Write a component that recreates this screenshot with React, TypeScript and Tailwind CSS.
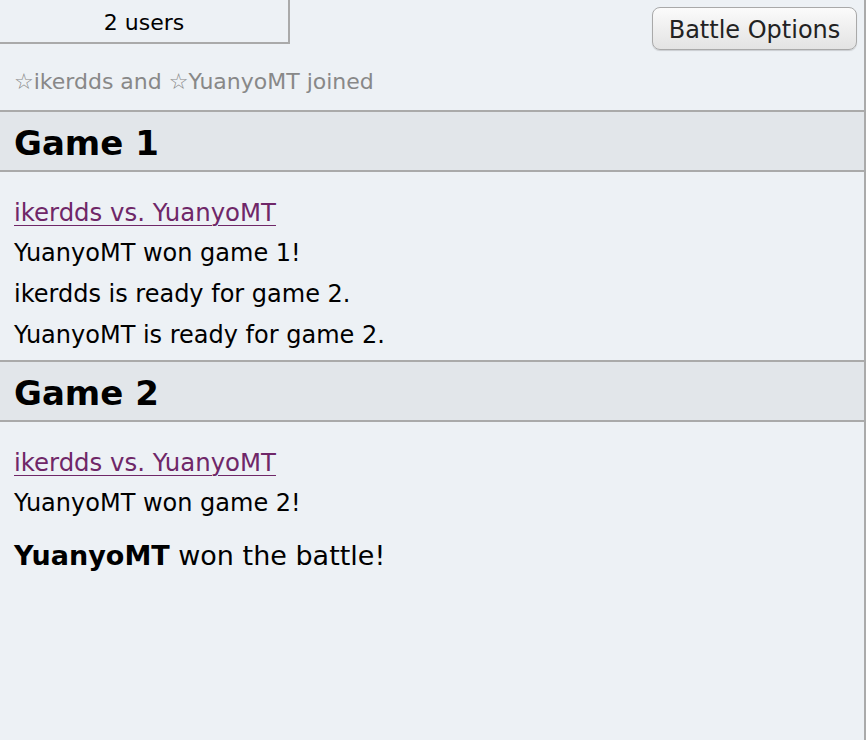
import React from "react";

const font = { fontFamily: '"DejaVu Sans", Verdana, sans-serif' };

function GameHeader({ title }: { title: string }) {
  return (
    <div className="h-[62px] border-y-2 border-[#aaaaaa] bg-[#e2e6ea] flex items-center px-[14px] pt-[3px]">
      <h2 className="text-[34px] font-bold text-black leading-none">{title}</h2>
    </div>
  );
}

function Line({ children }: { children: React.ReactNode }) {
  return <div className="h-[41px] leading-[41px] text-[24px] text-black px-[14px]">{children}</div>;
}

function LinkLine({ children }: { children: React.ReactNode }) {
  return (
    <div className="h-[41px] leading-[41px] text-[24.4px] px-[14px]">
      <a href="#" className="text-[#6f2768] underline decoration-1 underline-offset-[4px]">
        {children}
      </a>
    </div>
  );
}

export default function App() {
  return (
    <div
      className="w-[866px] h-[740px] bg-[#edf1f5] border-r-2 border-[#aaaaaa] overflow-hidden"
      style={font}
    >
      <div className="flex items-start justify-between h-[50px]">
        <div className="w-[290px] h-[44px] border-r-2 border-b-2 border-[#aaaaaa] flex items-center justify-center pt-[3px] text-[22px] text-black">
          2 users
        </div>
        <button className="mt-[7px] mr-[7px] h-[43px] w-[205px] rounded-[8px] border border-[#a9a9a9] bg-gradient-to-b from-[#fbfbfb] to-[#e3e3e3] pt-[2px] text-[24px] text-[#222222] shadow-[0_1px_1px_rgba(0,0,0,0.15)]">
          Battle Options
        </button>
      </div>
      <div className="mt-[12px] h-[39px] leading-[40px] px-[14px] text-[22px] text-[#888888]">
        ☆ikerdds and ☆YuanyoMT joined
      </div>
      <div className="mt-[9px]">
        <GameHeader title="Game 1" />
        <div className="pt-[20px] pb-[4px]">
          <LinkLine>ikerdds vs. YuanyoMT</LinkLine>
          <Line>YuanyoMT won game 1!</Line>
          <Line>ikerdds is ready for game 2.</Line>
          <Line>YuanyoMT is ready for game 2.</Line>
        </div>
        <GameHeader title="Game 2" />
        <div className="pt-[20px]">
          <LinkLine>ikerdds vs. YuanyoMT</LinkLine>
          <Line>YuanyoMT won game 2!</Line>
          <div className="mt-[11px] h-[41px] leading-[41px] text-[27px] text-black px-[14px]">
            <strong className="font-bold">YuanyoMT</strong> won the battle!
          </div>
        </div>
      </div>
    </div>
  );
}
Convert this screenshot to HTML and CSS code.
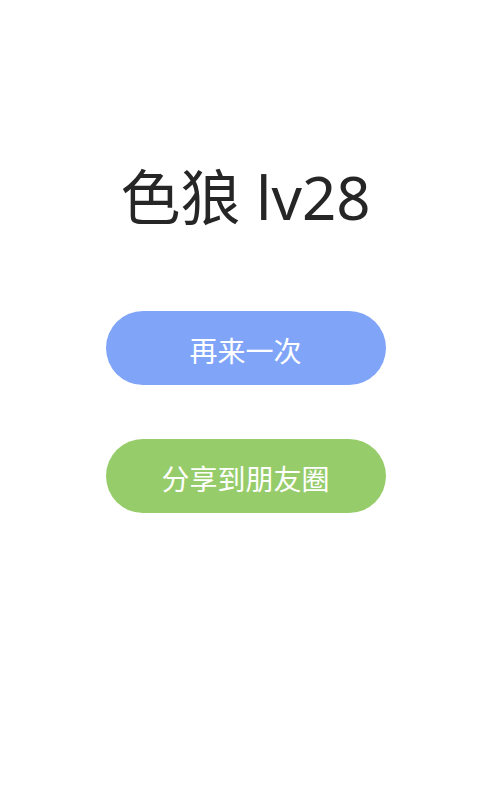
FILE: index.html
```html
<!DOCTYPE html>
<html lang="zh">
<head>
<meta charset="utf-8">
<link rel="stylesheet" href="styles.css">
</head>
<body>
<main class="page">
  <h1 class="title">色狼 lv28</h1>
  <div class="actions">
    <button class="btn btn-blue">再来一次</button>
    <button class="btn btn-green">分享到朋友圈</button>
  </div>
</main>
</body>
</html>
```
FILE: styles.css
```css
html, body {
  margin: 0;
  padding: 0;
  background: #ffffff;
}
body {
  font-family: "Noto Sans", "Noto Sans CJK SC", sans-serif;
}
.page {
  display: flex;
  flex-direction: column;
  align-items: center;
  padding-top: 159px;
  padding-left: 11px;
}
.title {
  margin: 0;
  font-size: 60px;
  font-weight: 400;
  line-height: 76px;
  color: #262626;
}
.actions {
  display: flex;
  flex-direction: column;
  gap: 54px;
  margin-top: 76px;
}
.btn {
  width: 280px;
  height: 74px;
  border: none;
  border-radius: 37px;
  color: #ffffff;
  font-family: "Noto Sans CJK SC", sans-serif;
  font-size: 28px;
  padding: 4px 0 0;
  margin: 0;
}
.btn-blue { background: #80a5f8; }
.btn-green { background: #97cc6b; }
```
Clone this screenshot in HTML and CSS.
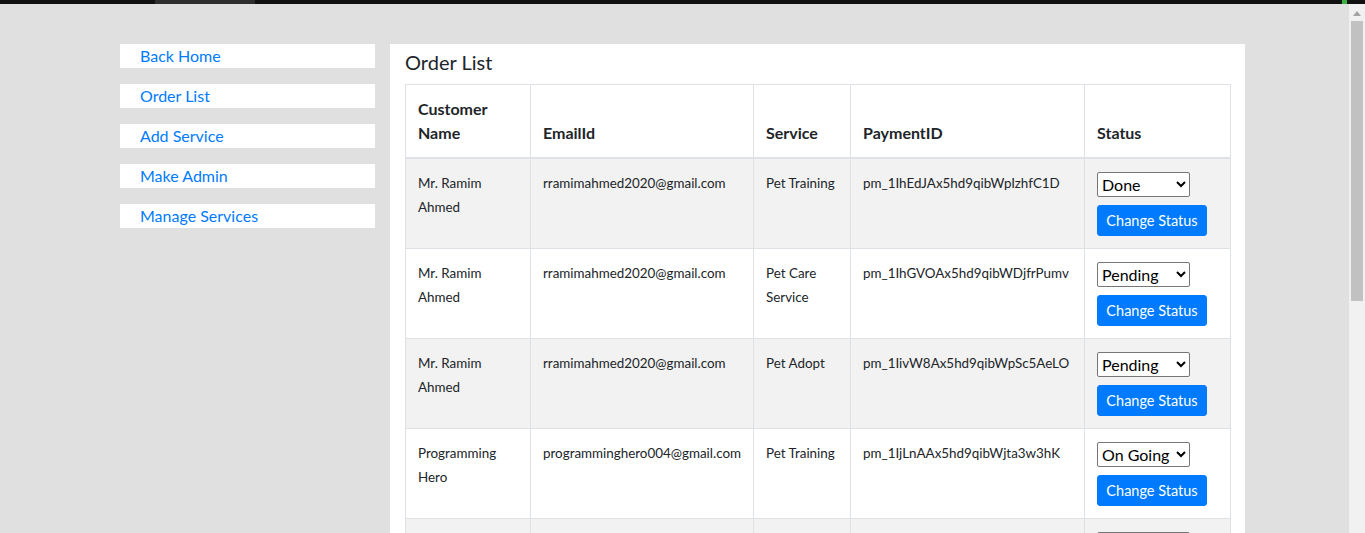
FILE: index.html
```html
<!DOCTYPE html>
<html lang="en">
<head>
<meta charset="utf-8">
<title>Order List</title>
<link rel="stylesheet" href="styles.css">
</head>
<body>
<div class="chrome-bar"><span class="seg"></span><span class="green"></span></div>
<div class="layout">
  <nav class="sidebar">
    <a class="side-link" href="#">Back Home</a>
    <a class="side-link" href="#">Order List</a>
    <a class="side-link" href="#">Add Service</a>
    <a class="side-link" href="#">Make Admin</a>
    <a class="side-link" href="#">Manage Services</a>
  </nav>
  <main class="panel">
    <h5 class="title">Order List</h5>
    <table class="orders">
      <colgroup>
        <col class="c-name"><col class="c-email"><col class="c-service"><col class="c-pay"><col class="c-status">
      </colgroup>
      <thead>
        <tr><th>Customer Name</th><th>EmailId</th><th>Service</th><th>PaymentID</th><th>Status</th></tr>
      </thead>
      <tbody>
        <tr><td>Mr. Ramim Ahmed</td><td>rramimahmed2020@gmail.com</td><td>Pet Training</td><td>pm_1IhEdJAx5hd9qibWpIzhfC1D</td>
          <td><div class="status"><select class="sel"><option>Pending</option><option>On Going</option><option selected>Done</option></select><button class="btn">Change Status</button></div></td></tr>
        <tr><td>Mr. Ramim Ahmed</td><td>rramimahmed2020@gmail.com</td><td>Pet Care Service</td><td>pm_1IhGVOAx5hd9qibWDjfrPumv</td>
          <td><div class="status"><select class="sel"><option selected>Pending</option><option>On Going</option><option>Done</option></select><button class="btn">Change Status</button></div></td></tr>
        <tr><td>Mr. Ramim Ahmed</td><td>rramimahmed2020@gmail.com</td><td>Pet Adopt</td><td>pm_1IivW8Ax5hd9qibWpSc5AeLO</td>
          <td><div class="status"><select class="sel"><option selected>Pending</option><option>On Going</option><option>Done</option></select><button class="btn">Change Status</button></div></td></tr>
        <tr><td>Programming Hero</td><td>programminghero004@gmail.com</td><td>Pet Training</td><td>pm_1IjLnAAx5hd9qibWjta3w3hK</td>
          <td><div class="status"><select class="sel"><option>Pending</option><option selected>On Going</option><option>Done</option></select><button class="btn">Change Status</button></div></td></tr>
        <tr><td>Programming Hero</td><td>programminghero004@gmail.com</td><td>Pet Adopt</td><td>pm_1IjLpZAx5hd9qibWkR2vX8aQ</td>
          <td><div class="status"><select class="sel"><option selected>Pending</option><option>On Going</option><option>Done</option></select><button class="btn">Change Status</button></div></td></tr>
        <tr><td>Mr. Ramim Ahmed</td><td>rramimahmed2020@gmail.com</td><td>Pet Care Service</td><td>pm_1IjMqWAx5hd9qibWnT4cQ2pL</td>
          <td><div class="status"><select class="sel"><option selected>Pending</option><option>On Going</option><option>Done</option></select><button class="btn">Change Status</button></div></td></tr>
      </tbody>
    </table>
  </main>
</div>
<div class="fake-scroll" aria-hidden="true">
  <svg class="arrow" width="8" height="5" viewBox="0 0 8 5"><path d="M4 0 L8 5 L0 5 Z" fill="#a3a3a3"/></svg>
  <div class="thumb"></div>
</div>
</body>
</html>
```

FILE: styles.css
```css
html, body {
  margin: 0;
  padding: 0;
}
body {
  background: #e0e0e0;
  font-family: "Lato", "Noto Sans", sans-serif;
  color: #212529;
}
.chrome-bar {
  height: 4px;
  background: #111;
  display: flex;
}
.chrome-bar .seg {
  margin-left: 155px;
  width: 100px;
  background: #2e2e2e;
}
.chrome-bar .green {
  margin-left: auto;
  margin-right: 18px;
  width: 5px;
  background: #3cb043;
}
.layout {
  display: flex;
  align-items: flex-start;
  gap: 15px;
  padding: 40px 0 40px 120px;
}
.sidebar {
  width: 255px;
  display: flex;
  flex-direction: column;
  gap: 16px;
  flex: none;
}
.side-link {
  display: block;
  background: #fff;
  color: #007bff;
  text-decoration: none;
  font-size: 16px;
  line-height: 24px;
  padding-left: 20px;
}
.panel {
  width: 825px;
  background: #fff;
  padding: 7px 15px 20px;
  flex: none;
}
.title {
  margin: 0 0 9px;
  font-size: 20px;
  font-weight: 400;
  line-height: 23px;
  padding-bottom: 1px;
}
.orders {
  width: 825px;
  table-layout: fixed;
  border-collapse: collapse;
}
.c-name { width: 125px; }
.c-email { width: 223px; }
.c-service { width: 97px; }
.c-pay { width: 234px; }
.c-status { width: 146px; }
.orders th, .orders td {
  border: 1px solid #dee2e6;
  padding: 12px;
  text-align: left;
}
.orders th {
  vertical-align: bottom;
  font-size: 16px;
  font-weight: 700;
  line-height: 24px;
  border-bottom: 2px solid #dee2e6;
}
.orders td {
  vertical-align: top;
  font-size: 13.4px;
  line-height: 24px;
  height: 65px;
  box-sizing: content-box;
}
.orders tbody tr:nth-child(odd) {
  background: #f2f2f2;
}
.status {
  display: flex;
  flex-direction: column;
  align-items: flex-start;
  gap: 8px;
  padding-top: 1px;
}
.sel {
  font-family: "Lato", "Noto Sans", sans-serif;
  font-size: 16px;
  height: 25px;
  width: 93px;
  color: #000;
  background: #fff;
  border: 1px solid #767676;
  border-radius: 2px;
}
.btn {
  font-family: "Lato", "Noto Sans", sans-serif;
  background: #007bff;
  color: #fff;
  border: 1px solid #007bff;
  border-radius: 3px;
  font-size: 14.5px;
  line-height: 21px;
  padding: 4px 6px;
  width: 110px;
}
.fake-scroll {
  position: fixed;
  top: 4px;
  right: 0;
  bottom: 0;
  width: 16px;
  background: #f1f1f1;
  display: flex;
  flex-direction: column;
  align-items: center;
}
.fake-scroll .arrow {
  margin-top: 7px;
  flex: none;
}
.fake-scroll .thumb {
  margin-top: 5px;
  width: 12px;
  height: 280px;
  background: #c1c1c1;
}
```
****
Exercise instructions:
Each line that contains the word "screenshot" counts toward the total; give only that total.

Exercise answer:
3